The launching of the ship that Orlando ought to be fails, however. She does not "pass muster" as a proper female because "there was an absent mindedness about her which...made her clumsy" (143). Further, "she was apt to think of poetry when she should have been thinking of taffeta; her walk was...too much of a stride for a woman...and her gestures...endanger a cup of tea on occasion" (143). "Passing muster" as female, just as for a ship or a soldier, means appearing uniform, fitting the stipulated pattern of dress and decorum. To fulfill her role as an English lady, Orlando should focus on her own surface and its appearance to others' view--to move gracefully, to speak and listen congenially while entertaining or being entertained, to think of fabrics and fashions that complement her skin and body. She should not pursue self-determined, intellectual subjects--contemplating poetry or philosophy, nor moving her body willfully. Ultimately, the failure of the newly launched Orlando, who rudders constantly against the borders of condoned behavior, marks a failure of the expected coopting of her body for imperial expansion or continuity.

In a way that mirrors Orlando's male life, then, she cannot live up to what the country, crown, and culture demand of her female life. She does not function as an imperial vessel, which ought to deliver fighting men and merchants for service overseas, who will, themselves, later return with treasure and win decorations like the men of "Portrait of a Londoner." Nor was she successful when a male Steward (carousing with the lower classes and enabling the freeze on English trade) or Ambassador (losing Constantinople). Orlando's mutability, the lack of a clear match between his and her body and its adornment in the textiles that are also colonial commodities, both signal and help enact his and her incompatibility with any imperial role.

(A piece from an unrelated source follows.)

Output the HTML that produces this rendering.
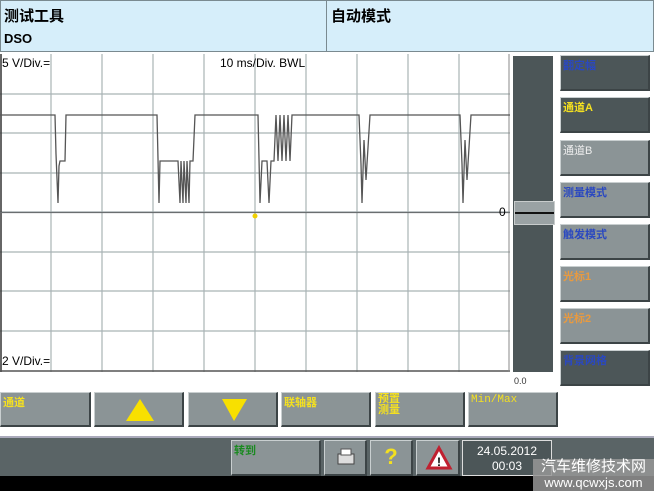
<!DOCTYPE html>
<html><head><meta charset="utf-8"><style>
*{margin:0;padding:0;box-sizing:border-box}
body{width:654px;height:491px;background:#fff;position:relative;overflow:hidden;font-family:"Liberation Sans","Noto Sans CJK SC",sans-serif}
.a{position:absolute}
.hdr{background:#d6eefa;border:1px solid #7a8a90}
.btn{position:absolute;background:#8b9496;border-top:1px solid #c9cfd0;border-left:1px solid #c9cfd0;border-right:2px solid #3c4446;border-bottom:2px solid #3c4446;font-size:11px;padding:1px 2px;font-weight:bold}
.dk{background:#4c5658}
</style></head><body>
<div class="a hdr" style="left:0;top:0;width:327px;height:52px"></div>
<div class="a hdr" style="left:326px;top:0;width:328px;height:52px"></div>
<div class="a" style="left:4px;top:5px;font-size:15px;font-weight:bold">测试工具</div>
<div class="a" style="left:4px;top:31px;font-size:13px;font-weight:bold">DSO</div>
<div class="a" style="left:331px;top:5px;font-size:15px;font-weight:bold">自动模式</div>
<svg class="a" style="left:0;top:54px" width="512" height="320">
<g stroke="#a9b3b5" stroke-width="1.2">
<line x1="51" y1="0" x2="51" y2="318"/><line x1="102" y1="0" x2="102" y2="318"/><line x1="153" y1="0" x2="153" y2="318"/><line x1="204" y1="0" x2="204" y2="318"/><line x1="255" y1="0" x2="255" y2="318"/><line x1="306" y1="0" x2="306" y2="318"/><line x1="357" y1="0" x2="357" y2="318"/><line x1="408" y1="0" x2="408" y2="318"/><line x1="459" y1="0" x2="459" y2="318"/>
<line x1="0" y1="40" x2="510" y2="40"/><line x1="0" y1="79" x2="510" y2="79"/><line x1="0" y1="119" x2="510" y2="119"/><line x1="0" y1="158" x2="510" y2="158"/><line x1="0" y1="198" x2="510" y2="198"/><line x1="0" y1="237" x2="510" y2="237"/><line x1="0" y1="277" x2="510" y2="277"/>
</g>
<line x1="1" y1="0" x2="1" y2="318" stroke="#333" stroke-width="1.5"/>
<line x1="0" y1="317" x2="510" y2="317" stroke="#555" stroke-width="1.5"/>
<line x1="509" y1="0" x2="509" y2="318" stroke="#888"/>
<polyline fill="none" stroke="#6a6e70" stroke-width="1.3" points="0,158.5 510,158.5"/>
<polyline fill="none" stroke="#555" stroke-width="1.3" points="0,61 55,61 56,100 58,149 59,112 60,107 65,107 66,61 157,61 159,149 160,107 178,107 180,149 181,107 183,149 184,107 186,149 187,107 189,149 190,107 193,107 195,61 258,61 260,149 262,107 267,107 269,149 271,107 274,107 276,61 278,107 280,61 282,107 284,61 286,107 288,61 290,107 292,61 359,61 361,110 362,149 364,86 366,126 370,61 460,61 462,110 463,149 465,86 467,126 471,61 510,61"/>
<circle cx="255" cy="162" r="2.5" fill="#f0d000"/>
</svg>
<div class="a" style="left:2px;top:56px;font-size:12px">5 V/Div.=</div>
<div class="a" style="left:220px;top:56px;font-size:12px">10 ms/Div. BWL</div>
<div class="a" style="left:2px;top:354px;font-size:12px">2 V/Div.=</div>
<div class="a" style="left:499px;top:205px;font-size:12px">0</div>
<div class="a dk" style="left:513px;top:56px;width:40px;height:316px"></div>
<div class="a" style="left:514px;top:201px;width:41px;height:24px;background:#9aa2a4;border:1px solid #c8cccc"><div style="margin-top:10px;height:2px;background:#111"></div></div>
<div class="a" style="left:514px;top:376px;font-size:9px;color:#333">0.0</div>
<div class="btn dk" style="left:560px;top:55px;width:90px;height:36px;color:#2a48c0">翻定幅</div>
<div class="btn dk" style="left:560px;top:97px;width:90px;height:36px;color:#f4e020">通道A</div>
<div class="btn" style="left:560px;top:140px;width:90px;height:36px;color:#eee;font-weight:normal">通道B</div>
<div class="btn" style="left:560px;top:182px;width:90px;height:36px;color:#2a48c0">测量模式</div>
<div class="btn" style="left:560px;top:224px;width:90px;height:36px;color:#2a48c0">触发模式</div>
<div class="btn" style="left:560px;top:266px;width:90px;height:36px;color:#e89a40">光标1</div>
<div class="btn" style="left:560px;top:308px;width:90px;height:36px;color:#e89a40">光标2</div>
<div class="btn dk" style="left:560px;top:350px;width:90px;height:36px;color:#2a48c0">背景网格</div>
<div class="btn" style="left:0;top:392px;width:91px;height:35px;color:#f4e020">通道</div>
<div class="btn" style="left:94px;top:392px;width:90px;height:35px"><svg width="86" height="30"><polygon points="43,5 29,27 57,27" fill="#f8e000"/></svg></div>
<div class="btn" style="left:188px;top:392px;width:90px;height:35px"><svg width="86" height="30"><polygon points="31,5 56,5 43,27" fill="#f8e000"/></svg></div>
<div class="btn" style="left:281px;top:392px;width:90px;height:35px;color:#f4e020">联轴器</div>
<div class="btn" style="left:375px;top:392px;width:90px;height:35px;color:#f4e020;line-height:11px">预置<br>测量</div>
<div class="btn" style="left:468px;top:392px;width:90px;height:35px;color:#f4e020;font-family:'Liberation Mono',monospace;font-weight:normal">Min/Max</div>
<div class="a" style="left:0;top:436px;width:654px;height:40px;background:#5a6466;border-top:2px solid #aab"></div>
<div class="a" style="left:0;top:476px;width:654px;height:15px;background:#000"></div>
<div class="btn" style="left:231px;top:440px;width:90px;height:36px;color:#1a8a20">转到</div>
<div class="btn" style="left:324px;top:440px;width:43px;height:36px"><svg width="38" height="32"><rect x="11" y="12" width="16" height="10" fill="#ddd" stroke="#444"/><rect x="14" y="7" width="10" height="6" fill="#fff" stroke="#555"/></svg></div>
<div class="btn" style="left:370px;top:440px;width:43px;height:36px;color:#f4e020;font-size:22px;text-align:center;line-height:30px">?</div>
<div class="btn" style="left:416px;top:440px;width:44px;height:36px"><svg width="40" height="32"><polygon points="20,6 9,26 31,26" fill="#fff" stroke="#c02030" stroke-width="3"/><text x="20" y="24" font-size="12" font-weight="bold" text-anchor="middle" fill="#000">!</text></svg></div>
<div class="a" style="left:462px;top:440px;width:90px;height:36px;background:#4c5658;border:1px solid #ddd;color:#fff;font-size:12px;text-align:center;line-height:15px;padding-top:3px">24.05.2012<br>00:03</div>
<div class="a" style="left:533px;top:459px;width:121px;height:32px;background:rgba(150,150,150,.85);color:#fff;text-align:center;font-size:15px;line-height:16px">汽车维修技术网<br><span style="font-size:13px">www.qcwxjs.com</span></div>
</body></html>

Not only does this failed combination repeatedly prevent the success of his. and then her, imperial activity up to the time of her return to England, but the Empire's progress through time also increasingly pushes Orlando's indeterminate nature further to the fringes of imperial usefulness and, thus, of social relevance. As the nineteenth century arrives--and the height of British colonial reach with it--Orlando finds it "antipathetic to her in the extreme" (178). Its most dire infringement upon her fluid nature is the predominant sartorial textile, crinoline, which is "heavier and more drab than any dress she had yet worn" (178). Not unrelated to the repressive Victorian mores concerning female physicality, Orlando finds that no other fabric "had ever so impeded her movements" (178). Her body develops a stronger affinity for nature during this time, specifically with the natural elements surrounding her home in Blackfriars, where she declares: "I have found my mate. It is the moor. I am nature's bride" (182). But Victorian England's fashions directly fight her natural attraction to nature as a "mate." Its plumed hat blows off as she walks (with difficulty, in the crinoline) and its thin shoes become "quickly soaked and mud-caked" as she attempts to tramp the moor (179). Because Orlando needs this communion with the plants, animals, and soil of her lands, the nineteenth century becomes another, stronger case in which Orlando's bodily and/or spiritual needs and history's gendered fashions cannot coexist. And any role in imperial work remains out of the question.

Similarly, the increased mechanization and ordering of life that Orlando first notes while passing the now-orderly Wapping Stairs on the Enamoured Lady's arrival in London constitutes the latest form of imperial progress, and her refusal to live up to the late Victorian model of mechanistically bringing the "British Empire... into existence" by "marry [ing] at nineteen and [having] fifteen or eighteen children by...thirty" poses equal resistance to empire as refusing to adopt its modernization. However, as the Victorian period gives way to the twentieth century she proves (again, against gender expectations) to be an adroit driver. Where Orlando has never fit since his adolescence, Orlando continues not to fit--in the class of lords, dukes, and duchesses. Despite giving birth to one child (vowing it will be the only), Orlando falls out of the ruling class and its attention.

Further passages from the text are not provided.